His face crumbled a bit, but then he smoothed a confident hand over the side of his perfectly shellacked blond pompadour. “You know what, though? My little sister is going to save my ass by flirting with the other team’s star player and slipping a little something into his drink so that he’ll be kicked out of the game for doping. Then I’ll have learned my lesson, and I’ll never bet on anything again.”

Was he kidding? “Your entire plan hinges on me successfully flirting with a hockey player who doesn’t even seem to exist on the same physical plane as me?”

“You’re cute,” Paul insisted. Before adding, “Enough—especially this late at night after he’s been drinking. He’ll be ready to take someone back to his hotel room with him. C’mon…”

Paul grabbed me by the arm and tugged me straight toward the star hockey player.

“Wait, now we’re talking about him taking me back to his room? I thought you just wanted me to⁠—”

“Lyds, c’mon, don’t overthink this,” Paul interrupted, his voice dropping into the patronizing tone he used when I got too dramatic. “Just go and talk to him. You’re exactly the type Rustanovs like. Trust me.”

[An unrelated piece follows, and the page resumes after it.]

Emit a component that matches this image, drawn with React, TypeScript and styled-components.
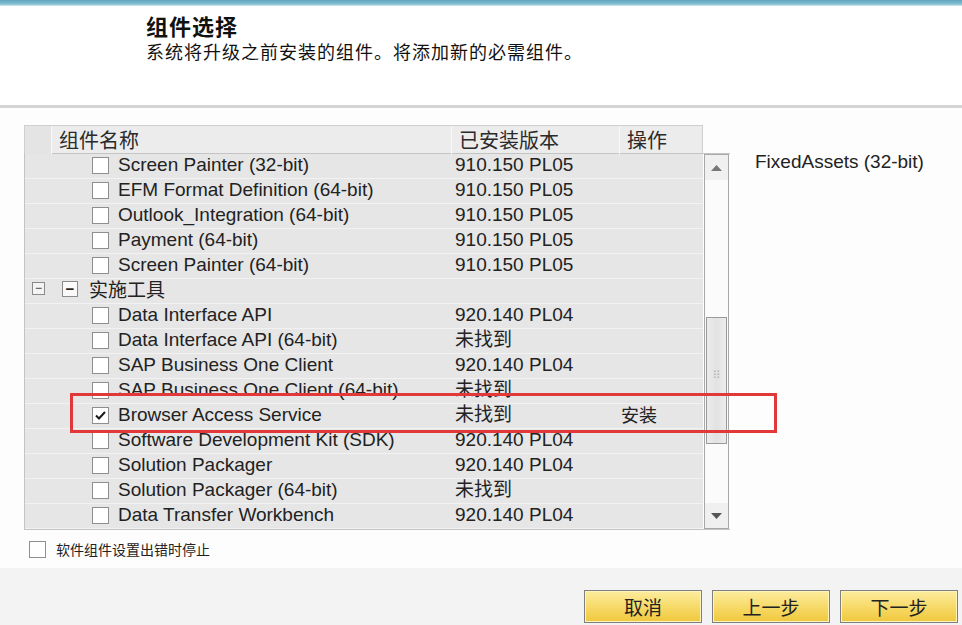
import React from "react";
import styled, { createGlobalStyle } from "styled-components";

type Row =
    | { kind: "item"; name: string; version: string; action?: string; checked?: boolean }
    | { kind: "group"; name: string };

const rows: Row[] = [
    { kind: "item", name: "Screen Painter (32-bit)", version: "910.150 PL05" },
    { kind: "item", name: "EFM Format Definition (64-bit)", version: "910.150 PL05" },
    { kind: "item", name: "Outlook_Integration (64-bit)", version: "910.150 PL05" },
    { kind: "item", name: "Payment (64-bit)", version: "910.150 PL05" },
    { kind: "item", name: "Screen Painter (64-bit)", version: "910.150 PL05" },
    { kind: "group", name: "实施工具" },
    { kind: "item", name: "Data Interface API", version: "920.140 PL04" },
    { kind: "item", name: "Data Interface API (64-bit)", version: "未找到" },
    { kind: "item", name: "SAP Business One Client", version: "920.140 PL04" },
    { kind: "item", name: "SAP Business One Client (64-bit)", version: "未找到" },
    { kind: "item", name: "Browser Access Service", version: "未找到", action: "安装", checked: true },
    { kind: "item", name: "Software Development Kit (SDK)", version: "920.140 PL04" },
    { kind: "item", name: "Solution Packager", version: "920.140 PL04" },
    { kind: "item", name: "Solution Packager (64-bit)", version: "未找到" },
    { kind: "item", name: "Data Transfer Workbench", version: "920.140 PL04" },
];

const GlobalStyle = createGlobalStyle`
    body {
        margin: 0;
        background: #fafafa;
        font-family: "Liberation Sans", "Noto Sans CJK SC", sans-serif;
        color: #1a1a1a;
    }
`;

export default function App() {
    return (
        <>
            <GlobalStyle />
            <Page>
                <TopStrip />
                <Header>
                    <Title>组件选择</Title>
                    <Subtitle>系统将升级之前安装的组件。将添加新的必需组件。</Subtitle>
                </Header>
                <Body>
                    <Main>
                        <TableBox>
                            <HeaderRow>
                                <HeadCell />
                                <HeadCell>组件名称</HeadCell>
                                <HeadCell>已安装版本</HeadCell>
                                <HeadCell>操作</HeadCell>
                            </HeaderRow>
                            <ListArea>
                                <List>
                                    {rows.map((row, i) =>
                                        row.kind === "group" ? (
                                            <GroupRow key={i}>
                                                <TreeToggle>−</TreeToggle>
                                                <GroupBox>−</GroupBox>
                                                <GroupName>{row.name}</GroupName>
                                            </GroupRow>
                                        ) : (
                                            <ItemRow key={i}>
                                                <NameCell>
                                                    <CheckBox>
                                                        {row.checked && (
                                                            <svg width="13" height="13" viewBox="0 0 13 13">
                                                                <path
                                                                    d="M2 6.5 L5 9.5 L11 3"
                                                                    fill="none"
                                                                    stroke="#1a1a1a"
                                                                    strokeWidth="2"
                                                                />
                                                            </svg>
                                                        )}
                                                    </CheckBox>
                                                    <span>{row.name}</span>
                                                </NameCell>
                                                <VersionCell>{row.version}</VersionCell>
                                                <ActionCell>{row.action ?? ""}</ActionCell>
                                            </ItemRow>
                                        )
                                    )}
                                </List>
                                <ScrollBar>
                                    <ScrollButton>
                                        <svg width="11" height="6" viewBox="0 0 11 6">
                                            <path d="M0 6 L5.5 0 L11 6 Z" fill="#777" />
                                        </svg>
                                    </ScrollButton>
                                    <ScrollTrack>
                                        <Thumb>
                                            <Grip>⠿</Grip>
                                        </Thumb>
                                    </ScrollTrack>
                                    <ScrollButton>
                                        <svg width="11" height="6" viewBox="0 0 11 6">
                                            <path d="M0 0 L11 0 L5.5 6 Z" fill="#555" />
                                        </svg>
                                    </ScrollButton>
                                </ScrollBar>
                            </ListArea>
                            <Highlight />
                        </TableBox>
                        <SideText>FixedAssets (32-bit)</SideText>
                    </Main>
                    <StopOption>
                        <SmallBox />
                        <span>软件组件设置出错时停止</span>
                    </StopOption>
                </Body>
                <Footer>
                    <WizardButton>取消</WizardButton>
                    <WizardButton>上一步</WizardButton>
                    <WizardButton>下一步</WizardButton>
                </Footer>
            </Page>
        </>
    );
}

const Page = styled.div`
    width: 962px;
    height: 625px;
    display: flex;
    flex-direction: column;
    overflow: hidden;
`;

const TopStrip = styled.div`
    height: 6px;
    background: linear-gradient(to bottom, #5fa5bd 0%, #86c0d2 70%, #dcecf2 100%);
`;

const Header = styled.div`
    height: 94px;
    background: #ffffff;
    padding: 5px 0 0 146px;
    border-bottom: 3px solid #d4d4d4;
    box-shadow: 0 2px 2px #ececec;
`;

const Title = styled.div`
    font-family: "Noto Sans CJK SC", sans-serif;
    font-weight: 700;
    font-size: 22px;
    line-height: 28px;
    letter-spacing: 1px;
    color: #111;
`;

const Subtitle = styled.div`
    font-family: "Noto Sans CJK SC", sans-serif;
    font-size: 18px;
    line-height: 24px;
    letter-spacing: 1px;
    color: #111;
`;

const Body = styled.div`
    flex: 1;
    background: #fdfdfd;
    padding: 17px 0 0 24px;
    display: flex;
    flex-direction: column;
`;

const Main = styled.div`
    display: flex;
    align-items: flex-start;
    gap: 25px;
`;

const TableBox = styled.div`
    position: relative;
    width: 706px;
`;

const HeaderRow = styled.div`
    display: grid;
    grid-template-columns: 26px 400px 168px 85px;
    width: 679px;
    height: 28px;
    background: #ececec;
    border: 1px solid #cfcfcf;
    border-bottom: none;
    box-sizing: border-box;
`;

const HeadCell = styled.div`
    font-family: "Noto Sans CJK SC", sans-serif;
    font-size: 20px;
    line-height: 28px;
    color: #2a2a2a;
    padding-left: 7px;
    border-left: 1px solid #f8f8f8;
    &:first-child {
        border-left: none;
        background: #e4e4e4;
    }
`;

const ListArea = styled.div`
    display: flex;
    border: 1px solid #c4c4c4;
    border-right: none;
`;

const List = styled.div`
    width: 678px;
    display: flex;
    flex-direction: column;
    background: #e6e6e6;
`;

const RowBase = styled.div`
    height: 25px;
    box-sizing: border-box;
    border-bottom: 1px solid #f2f2f2;
    display: flex;
    align-items: center;
    font-size: 19px;
    line-height: 22px;
    color: #222;
`;

const ItemRow = styled(RowBase)`
    display: grid;
    grid-template-columns: 426px 167px 85px;
    padding-bottom: 2px;
`;

const NameCell = styled.div`
    display: flex;
    align-items: center;
    gap: 9px;
    padding-left: 67px;
    white-space: nowrap;
`;

const CheckBox = styled.div`
    width: 17px;
    height: 17px;
    box-sizing: border-box;
    border: 1px solid #8e8e8e;
    background: #ffffff;
    display: flex;
    align-items: center;
    justify-content: center;
`;

const VersionCell = styled.div`
    padding-left: 4px;
    white-space: nowrap;
`;

const ActionCell = styled.div`
    padding: 0 0 3px 3px;
    font-family: "Noto Sans CJK SC", sans-serif;
    font-size: 18px;
    line-height: 18px;
`;

const GroupRow = styled(RowBase)`
    padding: 0 0 5px 7px;
`;

const TreeToggle = styled.div`
    width: 13px;
    height: 13px;
    box-sizing: border-box;
    border: 1px solid #8a8a8a;
    background: #f4f4f4;
    font-size: 12px;
    line-height: 10px;
    text-align: center;
    color: #333;
`;

const GroupBox = styled.div`
    width: 16px;
    height: 16px;
    margin-left: 17px;
    box-sizing: border-box;
    border: 1px solid #8a8a8a;
    background: #fafafa;
    font-size: 15px;
    font-weight: 700;
    line-height: 13px;
    text-align: center;
    color: #222;
`;

const GroupName = styled.span`
    margin-left: 11px;
    font-family: "Noto Sans CJK SC", sans-serif;
    font-size: 19px;
`;

const ScrollBar = styled.div`
    width: 25px;
    margin-left: 1px;
    display: flex;
    flex-direction: column;
    background: #ffffff;
    border: 1px solid #a8a8a8;
    box-sizing: border-box;
`;

const ScrollButton = styled.div`
    height: 25px;
    display: flex;
    align-items: center;
    justify-content: center;
    background: #f0f0f0;
`;

const ScrollTrack = styled.div`
    flex: 1;
    padding-top: 137px;
    background: #fbfbfb;
`;

const Thumb = styled.div`
    height: 127px;
    margin: 0 1px;
    border: 1px solid #9a9a9a;
    background: linear-gradient(to right, #ececec, #e2e2e2 50%, #ececec);
    display: flex;
    justify-content: center;
    padding-top: 52px;
    box-sizing: border-box;
`;

const Grip = styled.span`
    font-family: "DejaVu Sans", sans-serif;
    font-size: 11px;
    line-height: 11px;
    color: #b8b8b8;
`;

const Highlight = styled.div`
    position: absolute;
    left: 46px;
    top: 268px;
    width: 707px;
    height: 40px;
    box-sizing: border-box;
    border: 3px solid #e2383a;
`;

const SideText = styled.div`
    margin-top: 26px;
    font-size: 19px;
    color: #222;
`;

const StopOption = styled.div`
    display: flex;
    align-items: center;
    gap: 10px;
    margin: 9px 0 0 5px;
    font-family: "Noto Sans CJK SC", sans-serif;
    font-size: 14px;
    color: #222;
`;

const SmallBox = styled.div`
    width: 17px;
    height: 17px;
    box-sizing: border-box;
    border: 1px solid #8e8e8e;
    background: #ffffff;
`;

const Footer = styled.div`
    height: 57px;
    background: #f3f3f3;
    display: flex;
    justify-content: flex-end;
    align-items: flex-end;
    gap: 10px;
    padding: 0 4px 2px 0;
    box-sizing: border-box;
`;

const WizardButton = styled.div`
    width: 118px;
    height: 33px;
    box-sizing: border-box;
    border: 1px solid #7f7f7f;
    box-shadow: inset 0 0 0 1px #fff4c0;
    background: linear-gradient(to bottom, #fcec9e 0%, #f7da6a 50%, #f0c83c 100%);
    display: flex;
    align-items: center;
    justify-content: center;
    font-family: "Noto Sans CJK SC", sans-serif;
    font-size: 19px;
    color: #222;
`;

But how could I trust him? Paul’s plan wasn’t just stupid—it was dangerous. What if Artyom saw through me? What if I messed up and humiliated both of us? Or worse, what if I actually succeeded and had to live with it?

“But I’m not⁠—”

My plan was to point out the obvious. That I wasn’t some goddess like the rest of the women in the VIP—including the literal supermodel sitting just a few inches away from Artyom Rustanov.

Paul placed a reassuring hand on my back.

And shoved.

One moment, I was arguing my case, and the next, I was flailing in slow motion through the air until I landed with a heavy plop.

Two hard ridges lodged between my ribs and hips, and cold liquid splashed against my bare skin.

And that was when I realized where I’d fallen. Not on the floor…

But right into Artyom Rustanov’s lap.